One of the mysteries of the English language finally explained.
Behaving recklessly and clumsily in a place or situation where one is likely to cause damage or injury.
- ‘Never an actor to employ a degree of subtlety, Brian is more like a bull in a china shop.’
- ‘Smillie, topping the bill for the first time in his 15th pro fight, must have been tempted to go off like a bull in a china shop as another full house roared him forward.’
- ‘Understandably, Hoggard has wanted to build up gradually after all the hard work he did in South Africa last winter and in his three Championship outings with Yorkshire he has been steady rather than going at it like a bull in a china shop.’
- ‘Whether you are window-shopping at Gucci, barging about Swarovski like a bull in a china shop or knocking over a cosmetics display at Christian Dior, the shop assistants are unfailingly charming.’

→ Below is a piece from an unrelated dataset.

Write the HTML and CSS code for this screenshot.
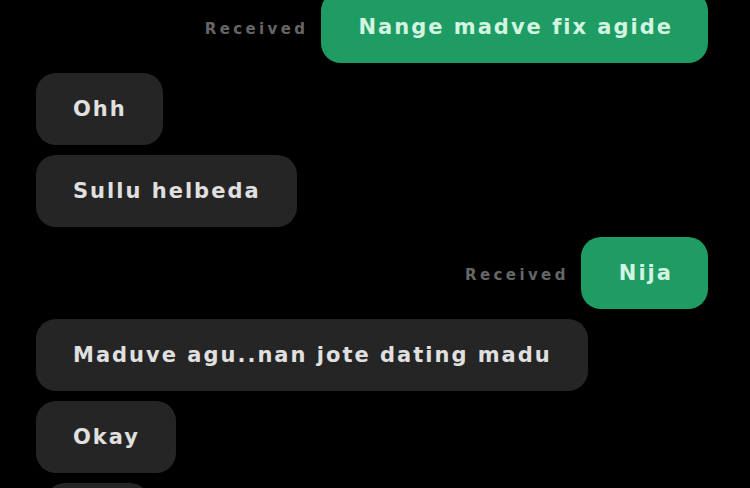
FILE: index.html
```html
<!DOCTYPE html>
<html>
<head>
<meta charset="utf-8">
<link rel="stylesheet" href="styles.css">
</head>
<body>
<div class="chat">
  <div class="row out">
    <span class="status">Received</span>
    <div class="bubble green">Nange madve fix agide</div>
  </div>
  <div class="row in"><div class="bubble dark">Ohh</div></div>
  <div class="row in"><div class="bubble dark">Sullu helbeda</div></div>
  <div class="row out">
    <span class="status">Received</span>
    <div class="bubble green">Nija</div>
  </div>
  <div class="row in"><div class="bubble dark">Maduve agu..nan jote dating madu</div></div>
  <div class="row in"><div class="bubble dark">Okay</div></div>
  <div class="row in"><div class="bubble dark stub">&nbsp;</div></div>
</div>
</body>
</html>
```
FILE: styles.css
```css
html, body {
  margin: 0;
  padding: 0;
  background: #000;
  width: 750px;
  height: 488px;
  overflow: hidden;
}
.chat {
  display: flex;
  flex-direction: column;
  gap: 10px;
  padding: 0 42px 0 36px;
  margin-top: -9px;
  font-family: "DejaVu Sans", "Liberation Sans", sans-serif;
}
.row {
  display: flex;
  align-items: center;
}
.row.out {
  justify-content: flex-end;
  gap: 12px;
}
.bubble {
  height: 72px;
  box-sizing: border-box;
  display: flex;
  align-items: center;
  padding: 0 36px 0 37px;
  border-radius: 20px;
  font-size: 21px;
  font-weight: bold;
  letter-spacing: 2px;
  white-space: nowrap;
}
.green {
  background: #1e9c64;
  color: #d4f4e2;
  padding: 0 35px 0 38px;
}
.dark {
  background: #252525;
  color: #e0e0e0;
}
.stub {
  width: 105px;
  margin-left: 9px;
}
.status {
  color: #666;
  font-size: 15px;
  font-weight: bold;
  letter-spacing: 3.4px;
  padding-top: 4px;
}
```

- ‘I've learned so much from my back-up team and I won't be training like a bull in a china shop.’
- ‘I haven't seen much of him, but Julius Francis told me he virtually runs out of his corner from the first bell, like a bull in a china shop.’
- ‘The new Minister is acting like a bull in a china shop, and prefers to bully everyone into submission.’
- ‘You have to ease your way in, rather than be like a bull in a china shop, which isn't my style anyway.’
- ‘We are not going about this like a bull in a china shop.’
- ‘Adam snapped back, ‘Look, there's no point going at this like a bull in a china shop.’’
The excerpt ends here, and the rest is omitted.